Jak donosi KMP w Tarnowie, do groźnego wypadku doszło w poniedziałek wieczorem za węzłem Brzesko na autostradzie A4 obok wsi Mokrzyska (woj. małopolskie). 19-latek kierujący lexusem przy dużej prędkości uderzył w naczepę wolniej jadącego TIR-a.
W chwili uderzenia licznik lexusa zatrzymał się na 145 km/h, a silne uderzenie w przewożącą 20 ton kleju naczepę skończyło się dla osobówki bardzo źle. Przednia część auta została zupełnie zniszczona, jednak w wypadku szczęśliwie nikt nie doznał poważniejszych obrażeń.

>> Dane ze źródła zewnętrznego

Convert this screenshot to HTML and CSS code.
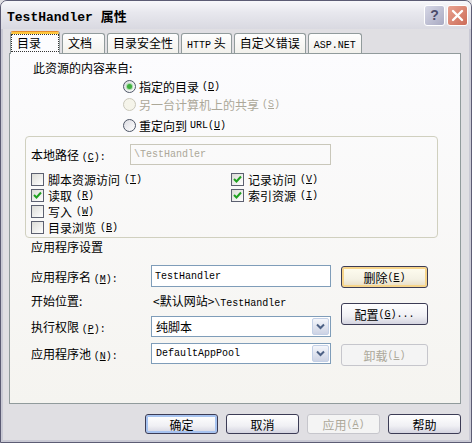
FILE: index.html
```html
<!DOCTYPE html>
<html lang="zh-CN">
<head>
    <meta charset="UTF-8">
    <title>TestHandler 属性</title>
    <link rel="stylesheet" href="styles.css">
</head>
<body>
<div class="window">
    <div class="title_bar">
        <span class="title"><span class="en">TestHandler </span>属性</span>
        <span class="title_btns">
            <span class="btn_help">?</span>
            <span class="btn_close">
                <svg width="13" height="13" viewBox="0 0 13 13"><path d="M2 2L11 11M11 2L2 11" stroke="#fff" stroke-width="2.4" stroke-linecap="round"/></svg>
            </span>
        </span>
    </div>

    <div class="dlg_body">
        <!--选项卡-->
        <div class="tabs">
            <div class="tab tab_on"><span class="focus">目录</span></div>
            <div class="tab">文档</div>
            <div class="tab">目录安全性</div>
            <div class="tab"><span class="en">HTTP</span> 头</div>
            <div class="tab">自定义错误</div>
            <div class="tab"><span class="en">ASP.NET</span></div>
        </div>

        <div class="page">
            <p class="src_title">此资源的内容来自:</p>

            <div class="radio_list">
                <div class="radio_row r1"><span class="radio on"></span>指定的目录 <span class="en">(<u>D</u>)</span></div>
                <div class="radio_row r2 off"><span class="radio"></span>另一台计算机上的共享 <span class="en">(<u>S</u>)</span></div>
                <div class="radio_row r3"><span class="radio"></span>重定向到 <span class="en">URL(<u>U</u>)</span></div>
            </div>

            <div class="group">
                <div class="path_row">
                    <span class="path_label">本地路径 <span class="en">(<u>C</u>):</span></span>
                    <span class="text_box box_off"><span class="en">\TestHandler</span></span>
                </div>
                <div class="checks">
                    <div class="check_row"><span class="check"></span>脚本资源访问 <span class="en">(<u>T</u>)</span></div>
                    <div class="check_row"><span class="check"><svg width="11" height="11" viewBox="0 0 11 11"><path d="M2 5l2.5 2.5L9 2.5" fill="none" stroke="#21a121" stroke-width="2"/></svg></span>读取 <span class="en">(<u>R</u>)</span></div>
                    <div class="check_row"><span class="check"></span>写入 <span class="en">(<u>W</u>)</span></div>
                    <div class="check_row"><span class="check"></span>目录浏览 <span class="en">(<u>B</u>)</span></div>
                    <div class="check_row"><span class="check"><svg width="11" height="11" viewBox="0 0 11 11"><path d="M2 5l2.5 2.5L9 2.5" fill="none" stroke="#21a121" stroke-width="2"/></svg></span>记录访问 <span class="en">(<u>V</u>)</span></div>
                    <div class="check_row"><span class="check"><svg width="11" height="11" viewBox="0 0 11 11"><path d="M2 5l2.5 2.5L9 2.5" fill="none" stroke="#21a121" stroke-width="2"/></svg></span>索引资源 <span class="en">(<u>I</u>)</span></div>
                </div>
            </div>

            <p class="app_title">应用程序设置</p>

            <div class="app_area">
                <div class="app_fields">
                    <div class="field_row f1">
                        <span class="field_label">应用程序名 <span class="en">(<u>M</u>):</span></span>
                        <span class="text_box"><span class="en">TestHandler</span></span>
                    </div>
                    <div class="field_row f2">
                        <span class="field_label">开始位置:</span>
                        <span class="start_val">&lt;默认网站&gt;<span class="en">\TestHandler</span></span>
                    </div>
                    <div class="field_row f3">
                        <span class="field_label">执行权限 <span class="en">(<u>P</u>):</span></span>
                        <span class="select"><span class="sel_text">纯脚本</span><span class="sel_btn"><svg width="9" height="7" viewBox="0 0 9 7"><path d="M1 1.5l3.5 3.5L8 1.5" fill="none" stroke="#4d6185" stroke-width="2"/></svg></span></span>
                    </div>
                    <div class="field_row f4">
                        <span class="field_label">应用程序池 <span class="en">(<u>N</u>):</span></span>
                        <span class="select"><span class="sel_text en">DefaultAppPool</span><span class="sel_btn"><svg width="9" height="7" viewBox="0 0 9 7"><path d="M1 1.5l3.5 3.5L8 1.5" fill="none" stroke="#4d6185" stroke-width="2"/></svg></span></span>
                    </div>
                </div>
                <div class="app_btns">
                    <span class="btn btn_hot b1">删除 <span class="en">(<u>E</u>)</span></span>
                    <span class="btn b2">配置 <span class="en">(<u>G</u>)...</span></span>
                    <span class="btn btn_off b3">卸载 <span class="en">(<u>L</u>)</span></span>
                </div>
            </div>
        </div>

        <div class="footer">
            <span class="btn btn_def">确定</span>
            <span class="btn">取消</span>
            <span class="btn btn_off">应用 <span class="en">(<u>A</u>)</span></span>
            <span class="btn">帮助</span>
        </div>
    </div>
</div>
</body>
</html>
```

FILE: styles.css
```css
*{
    box-sizing: border-box;
}
body{
    margin: 0;
    font-family: "Noto Sans CJK SC", sans-serif;
    font-size: 12px;
    color: #000;
    background: #e0dfe3;
}
p{
    margin: 0;
}
/*英文部分用等宽字体*/
.en{
    font-family: "Liberation Mono", monospace;
    font-size: 10px;
}

.window{
    width: 472px;
    height: 443px;
    border: 1px solid #5c5c74;
    border-radius: 7px 7px 0 0;
    background: #e0dfe3;
    box-shadow: inset 0 0 0 2px #c9c9d4;
    overflow: hidden;
}

/*标题栏*/
.title_bar{
    height: 28px;
    display: flex;
    align-items: center;
    justify-content: space-between;
    padding: 0 3px 0 6px;
    background: linear-gradient(#f8f8fb, #e8e8ee 40%, #d9d9e1);
}
.title{
    font-size: 13px;
    font-weight: bold;
}
.title .en{
    font-size: 13px;
    font-weight: bold;
}
.title_btns{
    display: flex;
    gap: 2px;
}
.btn_help,.btn_close{
    width: 21px;
    height: 21px;
    border: 1px solid #fff;
    border-radius: 3px;
    display: flex;
    align-items: center;
    justify-content: center;
}
.btn_help{
    background: linear-gradient(135deg, #d6d7e6, #a9aac2);
    color: #4c4c6a;
    font-family: "Liberation Sans", sans-serif;
    font-weight: bold;
    font-size: 14px;
}
.btn_close{
    background: linear-gradient(135deg, #e9a291, #cc6c58);
}

.dlg_body{
    padding: 2px 10px 0 8px;
}

/*选项卡*/
.tabs{
    display: flex;
    align-items: flex-end;
    margin-bottom: -1px;
    position: relative;
    z-index: 1;
}
.tab{
    height: 20px;
    min-width: 43px;
    margin: 0 0 1px 2px;
    padding: 0 5px;
    line-height: 18px;
    border: 1px solid #919b9c;
    border-bottom: none;
    border-radius: 3px 3px 0 0;
    background: linear-gradient(#fefefe, #f2f1ec);
}
.tab_on{
    width: 50px;
    height: 23px;
    margin: 0 0 0 1px;
    padding: 0;
    border-top: 1px solid #e68b2c;
    box-shadow: inset 0 2px #ffc83c;
    background: #fcfcfe;
}
.focus{
    display: block;
    height: 18px;
    margin-top: 2px;
    padding-left: 5px;
    line-height: 16px;
    border: 1px dotted #333;
}

.page{
    height: 351px;
    border: 1px solid #919b9c;
    background: linear-gradient(#fcfcfe, #f5f4f0);
}

.src_title{
    margin: 7px 0 0 23px;
    line-height: 14px;
}

/*单选按钮*/
.radio_list{
    margin-left: 113px;
}
.radio_row{
    display: flex;
    align-items: center;
    gap: 3px;
    height: 15px;
}
.r1{ margin-top: 4px; }
.r2{ margin-top: 3px; }
.r3{ margin-top: 6px; }
.radio{
    width: 13px;
    height: 13px;
    border: 1px solid #4d5566;
    border-radius: 50%;
    background: linear-gradient(135deg, #dcdce2, #fff);
    display: flex;
    align-items: center;
    justify-content: center;
}
.radio.on::after{
    content: "";
    width: 5px;
    height: 5px;
    border-radius: 50%;
    background: #3fae3f;
    box-shadow: 0 0 1px 1px #a6dca6;
}
.off{
    color: #aca899;
}
.off .radio{
    border-color: #cac8bb;
    background: #f5f4ea;
}

/*分组框*/
.group{
    width: 413px;
    height: 102px;
    margin: 3px 0 0 15px;
    padding-left: 5px;
    border: 1px solid #d0d0bf;
    border-radius: 4px;
}
.path_row{
    display: flex;
    align-items: center;
    margin-top: 7px;
}
.path_label{
    width: 99px;
}
.text_box{
    width: 180px;
    height: 22px;
    padding-left: 3px;
    display: flex;
    align-items: center;
    border: 1px solid #7f9db9;
    background: #fff;
}
.box_off{
    width: 201px;
    height: 21px;
    border-color: #c9c7ba;
    background: transparent;
    color: #aca899;
}

.checks{
    display: grid;
    grid-template-columns: 200px 200px;
    grid-template-rows: repeat(4, 16px);
    grid-auto-flow: column;
    margin-top: 6px;
}
.check_row{
    display: flex;
    align-items: center;
    gap: 4px;
}
.check{
    width: 13px;
    height: 13px;
    border: 1px solid #5c6070;
    background: linear-gradient(135deg, #dcdcd7, #fff);
    display: flex;
    align-items: center;
    justify-content: center;
}

/*应用程序设置*/
.app_title{
    margin: 2px 0 0 21px;
    line-height: 14px;
}
.app_area{
    display: flex;
    gap: 10px;
    margin: 11px 0 0 21px;
}
.field_row{
    display: flex;
    align-items: center;
}
.f1{ height: 22px; }
.f2{ height: 23px; margin-top: 2px; }
.f3{ height: 21px; margin-top: 4px; }
.f4{ height: 21px; margin-top: 6px; }
.field_label{
    width: 120px;
}
.start_val{
    padding-left: 2px;
}
.select{
    width: 180px;
    height: 21px;
    display: flex;
    align-items: center;
    justify-content: space-between;
    padding: 1px;
    border: 1px solid #7f9db9;
    background: #fff;
}
.sel_text{
    padding-left: 3px;
}
.sel_btn{
    width: 17px;
    height: 17px;
    display: flex;
    align-items: center;
    justify-content: center;
    border: 1px solid #c3d0e6;
    border-radius: 2px;
    background: linear-gradient(#f4f6fb, #cdd3e4);
}

.app_btns{
    display: flex;
    flex-direction: column;
}
.b1{ margin-top: 1px; height: 21px; }
.b2{ margin-top: 15px; }
.b3{ margin-top: 19px; }

/*按钮*/
.btn{
    width: 87px;
    height: 22px;
    display: flex;
    align-items: center;
    justify-content: center;
    border: 1px solid #3c3c55;
    border-radius: 3px;
    background: linear-gradient(#ffffff, #f0f0f4 60%, #d4d4e0);
}
.btn_hot{
    box-shadow: inset 0 0 0 2px #f7d58a;
    background: linear-gradient(#fffdf0, #f4f1e4 60%, #e8dcc0);
}
.btn_def{
    box-shadow: inset 0 0 0 2px #a7c3f0;
}
.btn_off{
    border-color: #c6c6cc;
    background: #f4f4f4;
    color: #aca899;
}

.footer{
    display: flex;
    justify-content: flex-end;
    gap: 8px;
    margin-top: 10px;
}
.footer .btn{
    width: 73px;
    height: 20px;
}
```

W kabinie samochodu znajdowały się trzy osoby. Kierowca oraz pasażer siedzący z przodu nie ucierpieli, jednak osoba znajdująca się w tylnej części pojazdu została przewieziona do szpitala. Tam lekarze stwierdzili złamanie mostka oraz ogólne potłuczenia.
Obaj kierowcy byli trzeźwi, a policja orzekła winę kierującego samochodem osobowym. Przyznał on się do spowodowania wypadku i wyjawił jego przyczynę. Jak czytamy w komunikacie, powodem uderzenia w naczepę TIR-a była "fascynacja wyświetlaczem Lexusa i informacjami o aktualnym spalaniu pojazdu".
Wypadek ten pokazuje jak niebezpieczne może być poświęcanie zbyt dużej uwagi obsłudze komputera pokładowego podczas jazdy. Zwłaszcza w obecnych czasach, gdy w nowych samochodach montowane są głównie dotykowe wyświetlacze.